Here's the definition of God in that article:

For the purposes of this discussion, and in agreement with almost all religions, God is a being not restricted by the laws that govern matter and energy in the physical universe. In other words, God exists outside matter and energy. In most religions, this Being acts with purpose and will, sometimes violating existing physical laws (i.e., performing miracles), and has additional qualities such as intelligence, compassion and omniscience.

It's debatable whether the Mormon concept of God falls within that definition, which is one of the reasons why non-Mormon Christian theologians consider Mormonism a heresy. (Note: for the purposes of this post, I will be using my understanding of Mormonism, which I believe is within the mainstream of Mormon thought, but there are good Mormons who would disagree with my interpretation.)

As a Mormon, I believe that God intervenes in people's lives, but I do not believe He violates physical laws in order to do so.
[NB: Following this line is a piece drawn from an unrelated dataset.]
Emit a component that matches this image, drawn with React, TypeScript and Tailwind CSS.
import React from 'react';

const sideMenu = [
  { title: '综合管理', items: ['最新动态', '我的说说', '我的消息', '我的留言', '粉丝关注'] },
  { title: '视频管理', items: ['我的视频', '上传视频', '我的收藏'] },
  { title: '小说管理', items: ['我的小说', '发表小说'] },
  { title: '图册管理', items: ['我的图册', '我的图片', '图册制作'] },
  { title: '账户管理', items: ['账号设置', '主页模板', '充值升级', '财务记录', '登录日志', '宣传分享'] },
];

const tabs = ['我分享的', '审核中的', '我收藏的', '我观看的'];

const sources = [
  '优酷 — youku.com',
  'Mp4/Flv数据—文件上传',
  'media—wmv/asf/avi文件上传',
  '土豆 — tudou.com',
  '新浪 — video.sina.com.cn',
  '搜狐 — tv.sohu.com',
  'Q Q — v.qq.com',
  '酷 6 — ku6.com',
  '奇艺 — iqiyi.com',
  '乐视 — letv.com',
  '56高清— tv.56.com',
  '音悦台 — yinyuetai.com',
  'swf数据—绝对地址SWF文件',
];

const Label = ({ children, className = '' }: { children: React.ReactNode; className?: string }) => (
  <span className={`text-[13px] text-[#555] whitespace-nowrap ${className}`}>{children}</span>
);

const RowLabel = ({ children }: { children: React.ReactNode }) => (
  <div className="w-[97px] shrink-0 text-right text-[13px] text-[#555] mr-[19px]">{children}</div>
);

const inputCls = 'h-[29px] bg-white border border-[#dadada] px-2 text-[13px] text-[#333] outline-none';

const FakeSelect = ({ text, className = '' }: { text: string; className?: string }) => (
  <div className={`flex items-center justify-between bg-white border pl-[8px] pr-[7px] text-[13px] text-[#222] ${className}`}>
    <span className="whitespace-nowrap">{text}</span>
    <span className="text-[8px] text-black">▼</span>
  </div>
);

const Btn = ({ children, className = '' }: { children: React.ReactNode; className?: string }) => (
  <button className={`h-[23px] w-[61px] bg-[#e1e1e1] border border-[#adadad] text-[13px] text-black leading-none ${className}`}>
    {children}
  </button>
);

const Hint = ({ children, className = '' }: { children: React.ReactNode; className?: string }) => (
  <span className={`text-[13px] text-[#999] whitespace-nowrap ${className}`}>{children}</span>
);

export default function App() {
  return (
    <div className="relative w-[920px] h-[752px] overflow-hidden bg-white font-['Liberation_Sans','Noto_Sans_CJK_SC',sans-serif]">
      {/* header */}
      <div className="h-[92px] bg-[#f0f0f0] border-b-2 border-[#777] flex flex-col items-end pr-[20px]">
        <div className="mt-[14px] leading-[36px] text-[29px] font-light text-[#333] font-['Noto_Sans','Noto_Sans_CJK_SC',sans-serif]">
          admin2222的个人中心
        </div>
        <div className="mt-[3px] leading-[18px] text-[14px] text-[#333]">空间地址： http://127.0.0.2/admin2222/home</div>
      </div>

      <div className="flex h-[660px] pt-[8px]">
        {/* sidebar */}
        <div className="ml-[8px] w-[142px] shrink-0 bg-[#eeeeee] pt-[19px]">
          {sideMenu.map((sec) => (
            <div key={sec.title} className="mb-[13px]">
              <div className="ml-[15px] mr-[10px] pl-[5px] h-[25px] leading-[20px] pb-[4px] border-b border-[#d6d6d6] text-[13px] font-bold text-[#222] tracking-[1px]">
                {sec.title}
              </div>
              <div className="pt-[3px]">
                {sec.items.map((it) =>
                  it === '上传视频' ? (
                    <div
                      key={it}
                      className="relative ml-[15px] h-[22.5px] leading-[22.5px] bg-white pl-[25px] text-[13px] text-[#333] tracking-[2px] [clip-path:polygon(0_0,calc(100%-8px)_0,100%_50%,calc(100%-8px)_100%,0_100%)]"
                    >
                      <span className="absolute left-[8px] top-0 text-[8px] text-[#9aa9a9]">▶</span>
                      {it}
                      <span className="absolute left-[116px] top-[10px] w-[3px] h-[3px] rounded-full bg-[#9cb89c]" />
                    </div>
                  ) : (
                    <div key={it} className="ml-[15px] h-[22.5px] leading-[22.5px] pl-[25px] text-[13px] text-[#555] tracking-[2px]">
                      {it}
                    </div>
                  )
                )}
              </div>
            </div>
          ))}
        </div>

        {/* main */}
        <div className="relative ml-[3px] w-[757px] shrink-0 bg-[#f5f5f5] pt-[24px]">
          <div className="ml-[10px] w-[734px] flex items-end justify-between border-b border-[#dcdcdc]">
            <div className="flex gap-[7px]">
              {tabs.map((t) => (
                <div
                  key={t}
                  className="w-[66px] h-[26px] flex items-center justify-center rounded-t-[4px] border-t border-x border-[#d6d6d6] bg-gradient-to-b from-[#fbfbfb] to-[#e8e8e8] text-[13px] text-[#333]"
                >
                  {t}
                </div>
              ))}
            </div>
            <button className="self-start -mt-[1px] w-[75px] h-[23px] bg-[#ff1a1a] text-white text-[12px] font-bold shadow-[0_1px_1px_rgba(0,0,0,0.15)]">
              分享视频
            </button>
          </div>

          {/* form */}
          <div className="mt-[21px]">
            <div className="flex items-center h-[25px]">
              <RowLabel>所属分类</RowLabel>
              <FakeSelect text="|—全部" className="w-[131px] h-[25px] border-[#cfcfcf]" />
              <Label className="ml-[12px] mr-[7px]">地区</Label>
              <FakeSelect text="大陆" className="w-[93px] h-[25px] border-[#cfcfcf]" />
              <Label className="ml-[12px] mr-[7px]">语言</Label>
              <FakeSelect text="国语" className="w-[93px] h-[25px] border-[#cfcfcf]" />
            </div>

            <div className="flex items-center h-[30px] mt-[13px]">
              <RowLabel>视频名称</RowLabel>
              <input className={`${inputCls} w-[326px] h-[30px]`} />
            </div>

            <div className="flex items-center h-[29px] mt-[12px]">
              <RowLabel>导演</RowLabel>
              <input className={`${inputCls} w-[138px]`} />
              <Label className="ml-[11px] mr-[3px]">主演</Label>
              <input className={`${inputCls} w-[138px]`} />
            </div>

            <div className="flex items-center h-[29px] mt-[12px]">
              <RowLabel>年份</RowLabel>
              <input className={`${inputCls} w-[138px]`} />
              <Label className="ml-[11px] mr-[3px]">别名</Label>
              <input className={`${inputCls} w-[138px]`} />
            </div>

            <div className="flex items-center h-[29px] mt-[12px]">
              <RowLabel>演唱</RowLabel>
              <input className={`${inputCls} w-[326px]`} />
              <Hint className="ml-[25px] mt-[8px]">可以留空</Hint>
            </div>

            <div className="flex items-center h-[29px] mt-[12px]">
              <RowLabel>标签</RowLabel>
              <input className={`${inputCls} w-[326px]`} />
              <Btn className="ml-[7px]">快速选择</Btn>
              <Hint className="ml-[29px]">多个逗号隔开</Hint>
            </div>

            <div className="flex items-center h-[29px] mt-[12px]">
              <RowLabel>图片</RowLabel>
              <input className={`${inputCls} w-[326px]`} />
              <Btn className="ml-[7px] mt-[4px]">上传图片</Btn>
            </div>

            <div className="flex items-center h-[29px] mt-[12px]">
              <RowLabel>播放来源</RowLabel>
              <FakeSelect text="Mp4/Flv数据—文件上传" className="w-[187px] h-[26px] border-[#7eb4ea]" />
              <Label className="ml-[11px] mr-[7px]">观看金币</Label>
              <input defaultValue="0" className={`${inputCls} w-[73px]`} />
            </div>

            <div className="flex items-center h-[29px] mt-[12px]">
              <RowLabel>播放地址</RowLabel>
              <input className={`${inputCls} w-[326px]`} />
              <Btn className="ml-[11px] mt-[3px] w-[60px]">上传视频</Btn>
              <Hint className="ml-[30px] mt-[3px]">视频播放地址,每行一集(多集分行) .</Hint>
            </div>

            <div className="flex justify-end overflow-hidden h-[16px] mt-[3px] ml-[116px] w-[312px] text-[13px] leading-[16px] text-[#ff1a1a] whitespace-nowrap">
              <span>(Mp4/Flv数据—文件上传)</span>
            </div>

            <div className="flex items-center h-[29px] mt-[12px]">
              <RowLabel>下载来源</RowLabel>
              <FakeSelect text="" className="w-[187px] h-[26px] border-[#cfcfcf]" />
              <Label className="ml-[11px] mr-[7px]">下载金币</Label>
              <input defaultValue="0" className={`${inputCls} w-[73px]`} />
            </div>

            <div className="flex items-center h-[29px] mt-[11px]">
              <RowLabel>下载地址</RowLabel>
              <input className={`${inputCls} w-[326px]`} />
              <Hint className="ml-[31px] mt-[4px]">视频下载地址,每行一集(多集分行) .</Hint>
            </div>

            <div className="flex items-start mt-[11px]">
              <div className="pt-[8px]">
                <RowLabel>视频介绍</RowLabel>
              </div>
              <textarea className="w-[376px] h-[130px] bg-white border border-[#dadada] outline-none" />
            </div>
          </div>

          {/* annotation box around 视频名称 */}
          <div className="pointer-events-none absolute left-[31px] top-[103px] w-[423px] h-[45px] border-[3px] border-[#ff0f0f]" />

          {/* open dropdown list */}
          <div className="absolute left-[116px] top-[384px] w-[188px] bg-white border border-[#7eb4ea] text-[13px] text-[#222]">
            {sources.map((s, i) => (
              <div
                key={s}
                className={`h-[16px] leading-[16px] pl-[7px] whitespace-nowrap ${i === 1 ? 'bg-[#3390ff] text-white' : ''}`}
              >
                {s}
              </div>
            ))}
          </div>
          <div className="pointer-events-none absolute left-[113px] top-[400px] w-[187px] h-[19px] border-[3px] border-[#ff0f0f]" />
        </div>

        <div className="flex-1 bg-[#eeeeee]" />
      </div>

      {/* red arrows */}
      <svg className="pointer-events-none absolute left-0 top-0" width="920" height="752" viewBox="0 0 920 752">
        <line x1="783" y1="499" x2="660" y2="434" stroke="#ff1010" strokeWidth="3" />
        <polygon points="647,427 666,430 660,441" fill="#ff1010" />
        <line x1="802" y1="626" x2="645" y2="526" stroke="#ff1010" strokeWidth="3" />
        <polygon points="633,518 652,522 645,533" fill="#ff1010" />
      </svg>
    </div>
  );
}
Rather, I believe that God is aware of physical laws that we do not yet understand, and He is therefore able to do things that are beyond our power to do. (In some ways, it's reminiscent of Clarke's Law; you might say Mormons believe that God uses sufficiently advanced technology that is indistinguishable from miracles.)

Thus, from a Mormon theological perspective, there is no conflict between true science and true religion because truth does not contradict itself. Where there appear to be conflicts between science and religion, it is only because either the science or the religion or both are not sufficiently understood.

For example, both you and I believe that humans are descended from non-human primates, which descended from other organisms going all the way back to one-celled organisms billions of years ago. Where you and I differ on the issue of evolution is that you believe, without any objective proof outside your a priori faith structure*, that the development of humans is completely the result natural selection and random chance, while I believe, also without any objective proof outside my a priori faith structure, that there was some intentional direction of that development by God.

*The mere fact that it is statistically possible that something could happen by random chance is not objective proof that it did happen by random chance. And while it is fair to say that the burden of proof probably lies on those who believe that something other than random chance was at work, the mere placing of the burden of proof on one side is not objective proof that the other side is correct.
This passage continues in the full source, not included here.